There are reasons those frameworks (and Golang, too) tend to do things in an opinionated way.

I wish there were more strong opinions lightly/loosely/weakly/gently/another-word-ly held[1]. I think opinions too strongly held is a surer path to there than starting from a place of trying to "meet in the middle."

[1] DDG-ing the term showed a bunch of adverbs of holding! Here are a some:

    why it works: https://www.nwea.org/blog/2022/strong-opinions-loosely-held-demystifying-social-emotional-learning/

    someone also said something on medium: https://medium.com/@ameet/strong-opinions-weakly-held-a-framework-for-thinking-6530d417e364

    contrarians take a stand, too: https://commoncog.com/strong-opinions-weakly-held-is-bad/


Yeah, there’s a reason for everything. But apparently not to use a framework. Thats “always” a bad idea, apparently.

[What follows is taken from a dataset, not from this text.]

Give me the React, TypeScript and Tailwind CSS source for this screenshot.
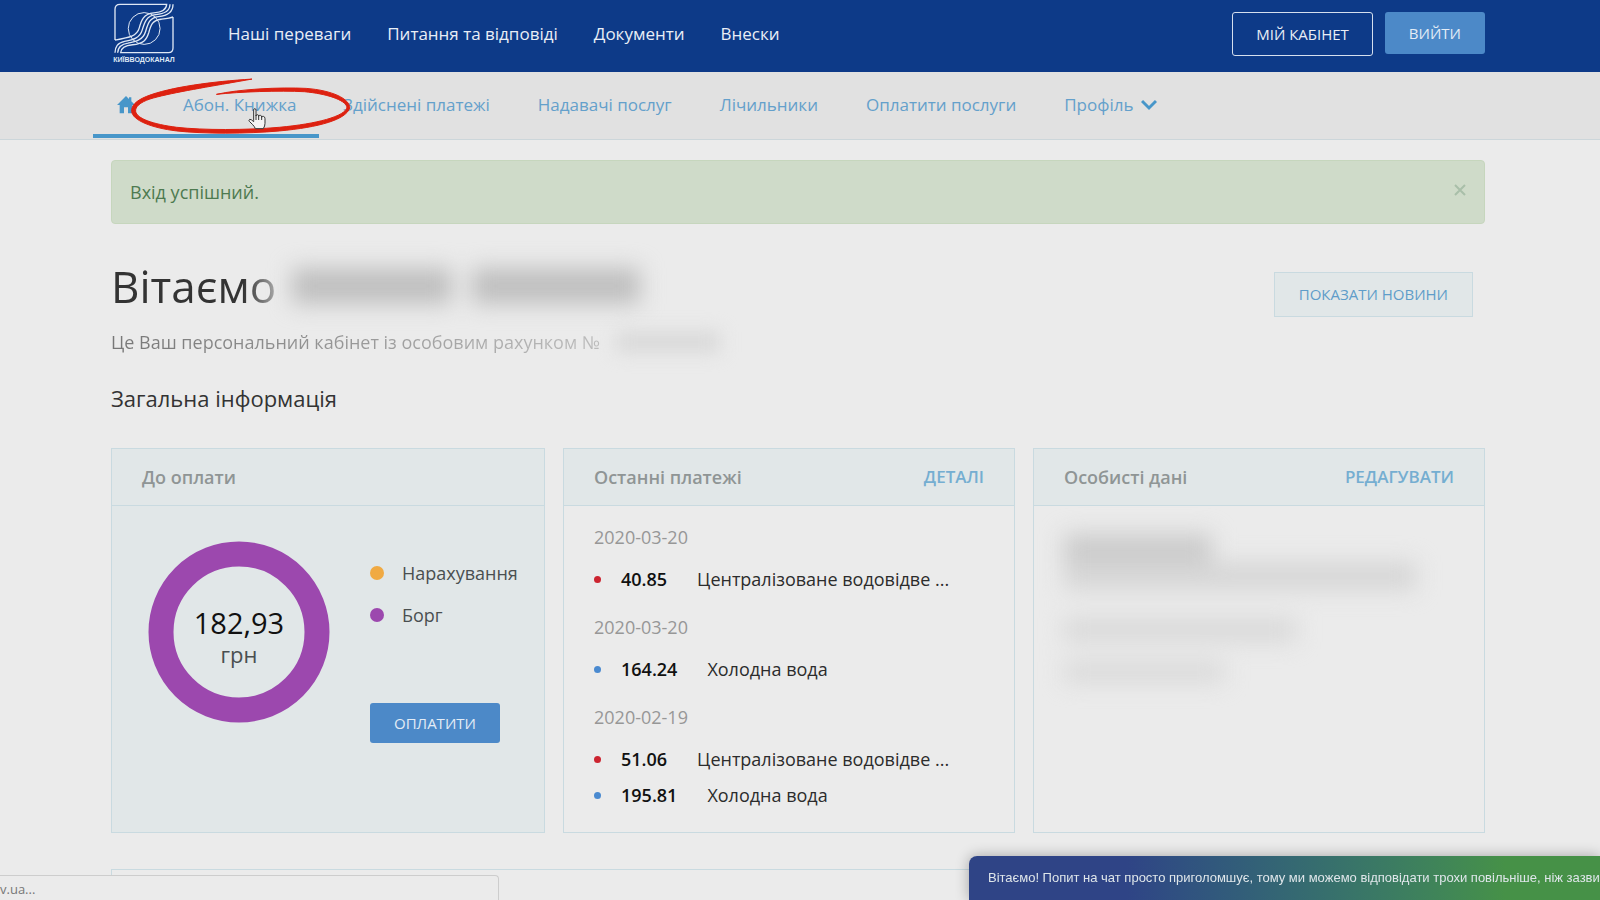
import React from 'react';

interface Payment {
  amount: string;
  title: string;
  kind: 'drain' | 'water';
}

interface PaymentGroup {
  date: string;
  items: Payment[];
}

const topLinks = ['Наші переваги', 'Питання та відповіді', 'Документи', 'Внески'];

const tabs = ['Здійснені платежі', 'Надавачі послуг', 'Лічильники', 'Оплатити послуги'];

const payments: PaymentGroup[] = [
  { date: '2020-03-20', items: [{ amount: '40.85', title: 'Централізоване водовідве ...', kind: 'drain' }] },
  { date: '2020-03-20', items: [{ amount: '164.24', title: 'Холодна вода', kind: 'water' }] },
  {
    date: '2020-02-19',
    items: [
      { amount: '51.06', title: 'Централізоване водовідве ...', kind: 'drain' },
      { amount: '195.81', title: 'Холодна вода', kind: 'water' },
    ],
  },
];

const Logo = () => (
  <a href="#" className="flex w-[60px] flex-col items-center text-[#dfe8f5]">
    <svg viewBox="102 9 181 152" className="h-[51px] w-[60px]" fill="none" stroke="currentColor" strokeWidth="4">
      <path d="M105 120V27Q105 12 120 12H261C260 29 248 36 222 38C190 41 184 62 178 84C171 108 150 112 105 120" />
      <path d="M271 12C270 34 254 41 228 43C200 46 194 66 187 90C180 114 160 119 134 124C112 129 106 140 105 158" />
      <path d="M280 12C280 38 262 47 236 49C208 52 204 72 197 95C190 119 168 125 144 129C122 132 114 142 113 158" />
      <path d="M280 50V144Q280 158 266 158H122C123 143 136 136 158 134C192 131 200 119 207 97C213 74 218 60 244 57C262 55 272 54 280 50" />
      <circle cx="193" cy="85" r="48" strokeWidth="3" />
    </svg>
    <span className="font-['Liberation_Sans',sans-serif] text-[7px] leading-[11px] font-bold">КИЇВВОДОКАНАЛ</span>
  </a>
);

const HomeIcon = () => (
  <svg viewBox="0 0 54 54" className="h-[18px] w-[18px]" fill="currentColor">
    <path d="M27 0L0 27H8V52H21V34H33V52H46V27H54L43 16V4H36V9Z" />
  </svg>
);

// Hand-drawn marker loop around the active tab
const MarkerLoop = () => (
  <svg viewBox="150 232 668 174" className="pointer-events-none absolute top-[5px] left-[37px] h-[58px] w-[222px]">
    <path
      fill="#dd2110"
      stroke="#dd2110"
      strokeWidth="3"
      strokeLinejoin="round"
      d="M517 238C400 245 270 262 200 290C165 304 154 320 155 335C157 362 215 385 290 394C370 403 500 403 600 394C720 383 800 360 811 325C812 298 760 272 680 266C600 262 480 268 410 284C480 276 600 272 675 276C740 282 797 300 803 322C800 350 710 373 600 383C500 392 370 392 290 383C220 374 170 357 167 335C165 322 180 308 210 298C260 282 380 262 460 248Z"
    />
  </svg>
);

const HandCursor = () => (
  <svg viewBox="0 0 54 66" className="pointer-events-none absolute top-9 left-[155px] h-[22px] w-[18px]">
    <path
      fill="#f4f4f4"
      stroke="#333"
      strokeWidth="3"
      strokeLinejoin="round"
      d="M17 38V6Q17 2 20 2Q24 2 24 6V24Q24 20 28 20Q32 20 32 25Q33 21 37 22Q41 22 41 28Q42 24 46 25Q51 26 51 32V46Q51 54 46 62H22Q20 56 14 50L4 40Q1 36 5 34Q9 33 17 41Z"
    />
    <path stroke="#333" strokeWidth="3" d="M24 22V36M32 24V36M41 27V36" />
  </svg>
);

interface CardProps {
  title: string;
  action?: string;
  className?: string;
  children: React.ReactNode;
}

const Card = ({ title, action, className = '', children }: CardProps) => (
  <section className={`flex min-w-0 flex-col border border-[#c9dae0] ${className}`}>
    <div className="flex h-[57px] items-center justify-between border-b border-[#c9dae0] bg-[#e1e7e8] px-[30px]">
      <h3 className="text-lg font-semibold text-[#8f9595]">{title}</h3>
      {action && (
        <a href="#" className="text-[17px] font-semibold text-[#75aed1]">
          {action}
        </a>
      )}
    </div>
    {children}
  </section>
);

export default function App() {
  return (
    <div className="flex min-h-screen flex-col overflow-hidden bg-[#ebebeb] font-['Open_Sans',sans-serif] text-[#333]">
      <header className="h-18 bg-[#0d3a88]">
        <div className="mx-auto flex max-w-[1378px] items-start pr-1">
          <div className="pt-[3px] pl-[3px]">
            <Logo />
          </div>
          <nav className="ml-[54px] flex h-[68px] items-center gap-9 text-[17px] font-medium text-[#e9eef6]">
            {topLinks.map((link) => (
              <a key={link} href="#">
                {link}
              </a>
            ))}
          </nav>
          <div className="ml-auto flex items-start gap-3 pt-3 text-[15px]">
            <button className="h-11 rounded-[3px] border border-[#d5dfee] px-[23px] text-[#e9eef6]">МІЙ КАБІНЕТ</button>
            <button className="h-[42px] rounded-[3px] bg-[#4c89c8] px-6 text-[#e3ecf6]">ВИЙТИ</button>
          </div>
        </div>
      </header>

      <div className="h-17 border-b border-[#ccd6da] bg-[#e1e1e1]">
        <div className="mx-auto flex h-full max-w-[1414px] text-[17px] text-[#64a0cb]">
          <div className="relative flex h-[66px] w-[226px] items-center border-b-4 border-[#4796c9] pt-1 pl-6">
            <a href="#" aria-label="Головна" className="text-[#4796c9]">
              <HomeIcon />
            </a>
            <a href="#" className="ml-12">
              Абон. Книжка
            </a>
            <MarkerLoop />
            <HandCursor />
          </div>
          <nav className="ml-6 flex h-[66px] items-center gap-12">
            {tabs.map((tab) => (
              <a key={tab} href="#">
                {tab}
              </a>
            ))}
            <button className="flex items-center gap-2">
              Профіль
              <svg viewBox="0 0 16 12" className="h-3 w-4 text-[#4796c9]" fill="none" stroke="currentColor" strokeWidth="3">
                <path d="M1 2L8 9L15 2" />
              </svg>
            </button>
          </nav>
        </div>
      </div>

      <main className="mx-auto flex w-full max-w-[1378px] flex-1 flex-col pt-5 pr-1">
        <div className="flex h-16 items-center justify-between rounded border border-[#c6d6bd] bg-[#cfdbc9] px-[18px] text-lg text-[#4d7a50]">
          <span>Вхід успішний.</span>
          <button aria-label="Закрити" className="pb-1 text-[#a9bfa9]">
            <svg viewBox="0 0 12 12" className="h-3 w-3" stroke="currentColor" strokeWidth="2">
              <path d="M1 1L11 11M11 1L1 11" />
            </svg>
          </button>
        </div>

        <div className="mt-[30px] flex items-start justify-between pr-3">
          <div>
            <div className="flex items-center gap-4">
              <h1 className="bg-linear-to-r from-[#333] from-80% to-[#aaa] bg-clip-text text-[44px] leading-[64px] text-transparent">
                Вітаємо
              </h1>
              <div className="flex items-center gap-5 blur-[11px]">
                <span className="h-9 w-40 bg-[#bfbfbf]" />
                <span className="h-9 w-42 bg-[#bfbfbf]" />
              </div>
            </div>
            <div className="mt-2.5 flex items-center text-lg">
              <p className="bg-linear-to-r from-[#777] to-[#bcbcbc] bg-clip-text text-transparent">
                Це Ваш персональний кабінет із особовим рахунком №
              </p>
              <span className="ml-4 h-5 w-26 bg-[#d8d8d8] blur-[9px]" />
            </div>
          </div>
          <button className="mt-[18px] h-[45px] border border-[#c9dae0] bg-[#e1e7e8] px-6 text-[15px] text-[#5f9dc9]">
            ПОКАЗАТИ НОВИНИ
          </button>
        </div>

        <h2 className="mt-[26px] text-[22px] leading-8">Загальна інформація</h2>

        <div className="mt-[34px] grid min-h-[385px] grid-cols-[434fr_452fr_452fr] gap-[18px]">
          <Card title="До оплати" className="bg-[#e1e7e8]">
            <div className="flex gap-10 pt-[35px] pl-9">
              <div className="relative h-[182px] w-[182px] shrink-0">
                <svg viewBox="0 0 182 182" className="h-full w-full">
                  <circle cx="91" cy="91" r="78" fill="none" stroke="#9c48ae" strokeWidth="25" />
                </svg>
                <div className="absolute inset-0 flex flex-col items-center justify-center pt-3">
                  <span className="text-[29px] leading-8 text-[#111]">182,93</span>
                  <span className="text-[22px] leading-[30px] text-[#4a4f50]">грн</span>
                </div>
              </div>
              <div className="flex flex-col items-start pt-[18px]">
                <ul className="text-lg text-[#4a4f50]">
                  <li className="flex items-center gap-[18px]">
                    <span className="h-3.5 w-3.5 rounded-full bg-[#f0aa43]" />
                    Нарахування
                  </li>
                  <li className="mt-[14px] flex items-center gap-[18px]">
                    <span className="h-3.5 w-3.5 rounded-full bg-[#9c48ae]" />
                    Борг
                  </li>
                </ul>
                <button className="mt-[74px] h-10 rounded-[3px] bg-[#4c89c8] px-6 text-[15px] text-[#e3ecf6]">ОПЛАТИТИ</button>
              </div>
            </div>
          </Card>

          <Card title="Останні платежі" action="ДЕТАЛІ">
            <div className="px-[30px] pt-[15px] text-lg">
              {payments.map((group, i) => (
                <div key={i} className="mb-3.5 last:mb-0">
                  <div className="mb-2 leading-8 text-[#979797]">{group.date}</div>
                  {group.items.map((item) => (
                    <div key={item.title} className="flex h-9 items-center">
                      <span
                        className={`mr-5 h-[7px] w-[7px] shrink-0 rounded-full ${item.kind === 'drain' ? 'bg-[#cc2430]' : 'bg-[#4a8ad0]'}`}
                      />
                      <span className="mr-[30px] font-semibold text-[#111]">{item.amount}</span>
                      <span className="truncate text-[#2c2c2c]">{item.title}</span>
                    </div>
                  ))}
                </div>
              ))}
            </div>
          </Card>

          <Card title="Особисті дані" action="РЕДАГУВАТИ">
            <div className="flex flex-col items-start px-[30px] pt-7 blur-[11px]">
              <span className="h-7 w-37 bg-[#cbcbcb]" />
              <span className="h-7 w-88 bg-[#d6d6d6]" />
              <span className="mt-7 h-6 w-58 bg-[#d9d9d9]" />
              <span className="mt-5 h-5 w-40 bg-[#d9d9d9]" />
            </div>
          </Card>
        </div>

        <section className="mt-9 min-h-[30px] flex-1 border border-b-0 border-[#c9dae0]" />
      </main>

      <div className="fixed bottom-0 left-0 h-[25px] w-[499px] rounded-tr border-t border-r border-[#cdcdcd] bg-[#ebebeb] text-[13px] leading-[27px] text-[#777]">
        v.ua...
      </div>

      <div className="fixed right-0 bottom-0 flex h-11 w-[631px] items-center overflow-hidden rounded-tl-lg bg-linear-to-r from-[#2f4486] from-25% to-[#469147] to-85% pl-[19px] font-['Liberation_Sans',sans-serif] text-[13px] whitespace-nowrap text-[#dfe6ea] shadow-[0_0_14px_rgba(0,0,0,0.3)]">
        Вітаємо! Попит на чат просто приголомшує, тому ми можемо відповідати трохи повільніше, ніж зазвичай
      </div>
    </div>
  );
}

I’m not trying to meet anyone in the middle. I’m saying use a framework all the time, every time.


You miss a crucial nuance that I did make:

> there will be a lot of projects where Django is a very poor choice.

often and lot is crucial - it's opposed to all. Because it implies exactly what you then continue to state: that its our job to figure out if this project is one of those "lot [..] with a poor fit" or one of the ones where it actually, and will remain, a good fit.


Yeah, look, you waffled this one but I still liked it. I can tell that you know what you’re doing and that you have something to say. I may not agree with it but I didn’t dismiss it.

But when I say premise is weak, it’s a technical term. Doesn’t mean it’s wrong.

I mean, in this case I do think that, but that’s why you’re getting so much pushback. Even if the premise was right, you’d still be getting pushback.

On the next post, remember to spend extra time there. It always comes back to haunt you.

Remember that the reader is smart but in a rush. The less words the better. Keep it country simple.